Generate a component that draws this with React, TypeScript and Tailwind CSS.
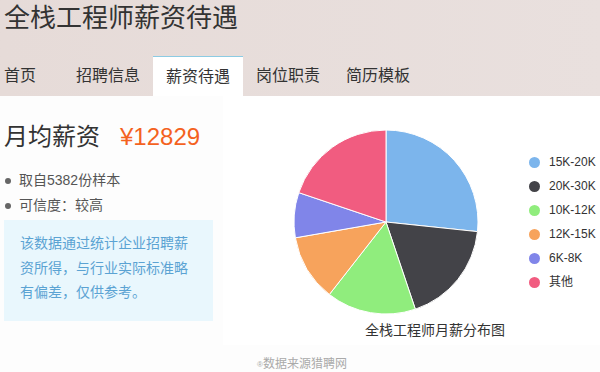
import { useMemo } from 'react'

const FONT = '"Liberation Sans","Noto Sans CJK SC",sans-serif'

const slices = [
  { label: '15K-20K', deg: 96, color: '#7cb5ec' },
  { label: '20K-30K', deg: 65.4, color: '#434348' },
  { label: '10K-12K', deg: 56.6, color: '#90ed7d' },
  { label: '12K-15K', deg: 42.1, color: '#f7a35c' },
  { label: '6K-8K', deg: 28.5, color: '#8085e9' },
  { label: '其他', deg: 71.4, color: '#f15c80' }
]

const tabs = ['首页', '招聘信息', '薪资待遇', '岗位职责', '简历模板']

function Pie() {
  const r = 92
  const c = 93
  const paths = useMemo(() => {
    let start = 0
    return slices.map(s => {
      const end = start + s.deg
      const a0 = (start * Math.PI) / 180
      const a1 = (end * Math.PI) / 180
      const x0 = c + r * Math.sin(a0)
      const y0 = c - r * Math.cos(a0)
      const x1 = c + r * Math.sin(a1)
      const y1 = c - r * Math.cos(a1)
      const large = s.deg > 180 ? 1 : 0
      start = end
      return {
        d: `M${c},${c} L${x0},${y0} A${r},${r} 0 ${large} 1 ${x1},${y1} Z`,
        color: s.color
      }
    })
  }, [])

  return (
    <svg width={186} height={186} viewBox="0 0 186 186">
      {paths.map((p, i) => (
        <path key={i} d={p.d} fill={p.color} stroke="#fff" strokeWidth={1} strokeLinejoin="round" />
      ))}
    </svg>
  )
}

export default function App() {
  return (
    <div className="w-[600px] h-[372px] overflow-hidden bg-[#fdfdfd] text-[#333]" style={{ fontFamily: FONT }}>
      {/* Header */}
      <div className="h-[96px] bg-gradient-to-r from-[#e6dbd8] to-[#e9e0de]">
        <h1 className="h-[36px] pl-1 text-[26px] leading-[36px] text-[#333] font-normal">
          全栈工程师薪资待遇
        </h1>
        <div className="mt-[20px] flex h-[40px]">
          {tabs.map((t, i) => (
            <div
              key={t}
              className={
                i === 0
                  ? 'w-[63px] pl-1 text-[16px] leading-[40px]'
                  : i === 2
                    ? 'w-[90px] text-center text-[16px] leading-[39px] bg-white border-t border-[#8ccbe3]'
                    : 'w-[90px] text-center text-[16px] leading-[40px]'
              }
            >
              {t}
            </div>
          ))}
        </div>
      </div>

      {/* Main */}
      <div className="flex">
        <div className="w-[213px] pl-1 pt-[25px]">
          <div className="flex items-center h-[32px] text-[24px] leading-[32px]">
            <span className="text-[#333]">月均薪资</span>
            <span className="ml-[20px] text-[#f4621f]">¥12829</span>
          </div>
          <ul className="mt-[15px] text-[14px] leading-[25px] text-[#555]">
            <li className="flex items-center">
              <span className="ml-[1px] mr-[8px] h-[6px] w-[6px] rounded-full bg-[#666]" />
              取自5382份样本
            </li>
            <li className="flex items-center">
              <span className="ml-[1px] mr-[8px] h-[6px] w-[6px] rounded-full bg-[#666]" />
              可信度：较高
            </li>
          </ul>
          <div className="mt-[2px] h-[101px] bg-[#e9f7fd] px-4 pt-[11px] text-[14px] leading-[24.5px] text-[#5ba3d3]">
            该数据通过统计企业招聘薪资所得，与行业实际标准略有偏差，仅供参考。
          </div>
        </div>

        <div className="ml-[10px] flex-1 bg-white h-[249px]">
          <div className="flex items-center pt-[33px]">
            <div className="ml-[70px]">
              <Pie />
            </div>
            <ul className="ml-[50px] text-[12px] leading-[24px] text-[#333]">
              {slices.map(s => (
                <li key={s.label} className="flex items-center">
                  <span className="mr-[9px] h-[11px] w-[11px] rounded-full" style={{ backgroundColor: s.color }} />
                  {s.label}
                </li>
              ))}
            </ul>
          </div>
          <div className="ml-[142px] mt-[5px] text-[14px] leading-[20px] text-[#333]">
            全栈工程师月薪分布图
          </div>
        </div>
      </div>

      {/* Footer */}
      <div className="pl-[257px] pt-[11px] text-[12px] leading-[16px] text-[#aaa]">
        <span className="text-[8px] align-middle">®</span>数据来源猎聘网
      </div>
    </div>
  )
}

○ ○ ○ ○ ○ ○ ○

Give again, word for word, every line from the top of the data through the line with "const tabs = ['首页', '招聘信息', '薪资待遇', '岗位职责', '简历模板']", both ends included, and exclude the pictures.

Generate a component that draws this with React, TypeScript and Tailwind CSS.
import { useMemo } from 'react'

const FONT = '"Liberation Sans","Noto Sans CJK SC",sans-serif'

const slices = [
  { label: '15K-20K', deg: 96, color: '#7cb5ec' },
  { label: '20K-30K', deg: 65.4, color: '#434348' },
  { label: '10K-12K', deg: 56.6, color: '#90ed7d' },
  { label: '12K-15K', deg: 42.1, color: '#f7a35c' },
  { label: '6K-8K', deg: 28.5, color: '#8085e9' },
  { label: '其他', deg: 71.4, color: '#f15c80' }
]

const tabs = ['首页', '招聘信息', '薪资待遇', '岗位职责', '简历模板']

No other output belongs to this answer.